In the pamphlets and the treatise here given the reader will find a faithful portrait, with well-defined lights and shadows, of the controversial Luther.
The brilliant and keen power of analysis, which penetrates to the core of a proposition without circumlocution or loss of time; the mastery and love of Scripture, which casts its glow upon every page; the broad knowledge of church history and patristic literature, which enabled him to deliver blow for blow to an adversary whose chief pride is his ability to quote the fathers; the native humor, which never fails to restore his equilibrium when the “lies” and meannesses of his opponent arouse his ire; the style of warfare, which stamps him as a child of his age and reminds of his heritage as a miner’s son: they are all found in these writings, which gushed from his pen in incredible time, the longest requiring but several weeks between its inception and its appearance in print.

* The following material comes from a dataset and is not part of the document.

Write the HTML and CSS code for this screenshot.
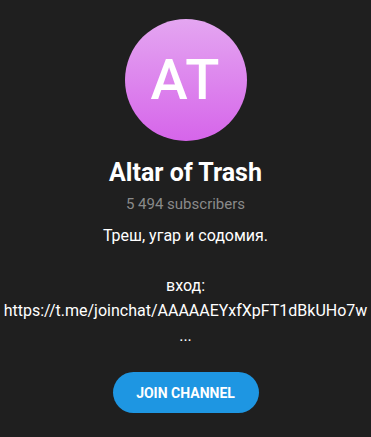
FILE: index.html
```html
<!DOCTYPE html>
<html lang="en">
<head>
    <meta charset="UTF-8">
    <meta name="viewport" content="width=device-width, initial-scale=1.0">
    <title>Altar of Trash</title>
    <link rel="stylesheet" href="styles.css">
</head>
<body>
    <div class="channel">
        <div class="avatar">AT</div>
        <h1 class="title">Altar of Trash</h1>
        <div class="subscribers">5 494 subscribers</div>
        <div class="description">
            Треш, угар и содомия.<br><br>вход:<br>https://t.me/joinchat/AAAAAEYxfXpFT1dBkUHo7w<br>...
        </div>
        <button class="join-btn">Join channel</button>
    </div>
</body>
</html>
```

FILE: styles.css
```css
body {
    margin: 0;
    background-color: #1f1f1f;
    font-family: Roboto, "Liberation Sans", sans-serif;
    color: #fff;
}

.channel {
    display: flex;
    flex-direction: column;
    align-items: center;
    padding-top: 19px;
    text-align: center;
}

.avatar {
    width: 122px;
    height: 122px;
    border-radius: 50%;
    background: linear-gradient(#e4a6f1, #d665ea);
    display: flex;
    align-items: center;
    justify-content: center;
    font-size: 56px;
    font-weight: 500;
    letter-spacing: 1px;
}

.title {
    margin: 16px 0 0;
    font-size: 25px;
    font-weight: 700;
    line-height: 32px;
}

.subscribers {
    margin-top: 5px;
    font-size: 15px;
    line-height: 20px;
    color: #8a8a8a;
}

.description {
    margin-top: 9px;
    font-size: 16px;
    line-height: 25px;
    overflow-wrap: break-word;
}

.join-btn {
    margin-top: 24px;
    width: 146px;
    height: 41px;
    border: none;
    border-radius: 21px;
    background-color: #1e96e2;
    color: #fff;
    font-family: inherit;
    font-size: 14px;
    font-weight: 700;
    text-transform: uppercase;
    cursor: pointer;
}
```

One of the companion volumes for the reader ought to be Augustine’s De spiritu et litera, with which Luther was evidently thoroughly familiar.
Striking passages in both Augustine’s and Luther’s discussion of the subject show remarkable similarity, without slavish dependence of the latter on the former. Luther was an Augustinian here,—in spirit as well as in name.
Literature .—The entire literature of the controversy in 1521 is given in Luther and Emser, ihre Streitschriften aus dem Jahre 1521 herausgegeben von Ludwig Enders, Halle, vols. 1 and 2, 1890 and 1892. See also the introductions in Weimar Ed., 7, pp. 259 f., 266 f., 614 ff.; 8, 241 ff. Also 2, 655 ff. Numerous references are found in Luther’s letters as given by DeWette, Luthers Briefwechsel, 1, 542 ff; Enders, Luthers Briefwechsel, 3, 30, 70 ff. Compare also Kostlin-Kawerau, 1, 259 ff., 395 ff.; Gustav Kawerau, Hieronymus Emser, Halle, 1898; Waldemar Kawerau, Thomas Murner und die deutsche Reformation, Halle, 1891; Berlin Ed., 4, 1; Realencyk., 5, 339ff.; 13, 569 ff; 23, 391. A. STEIMLE. ALLENTOWN,PA.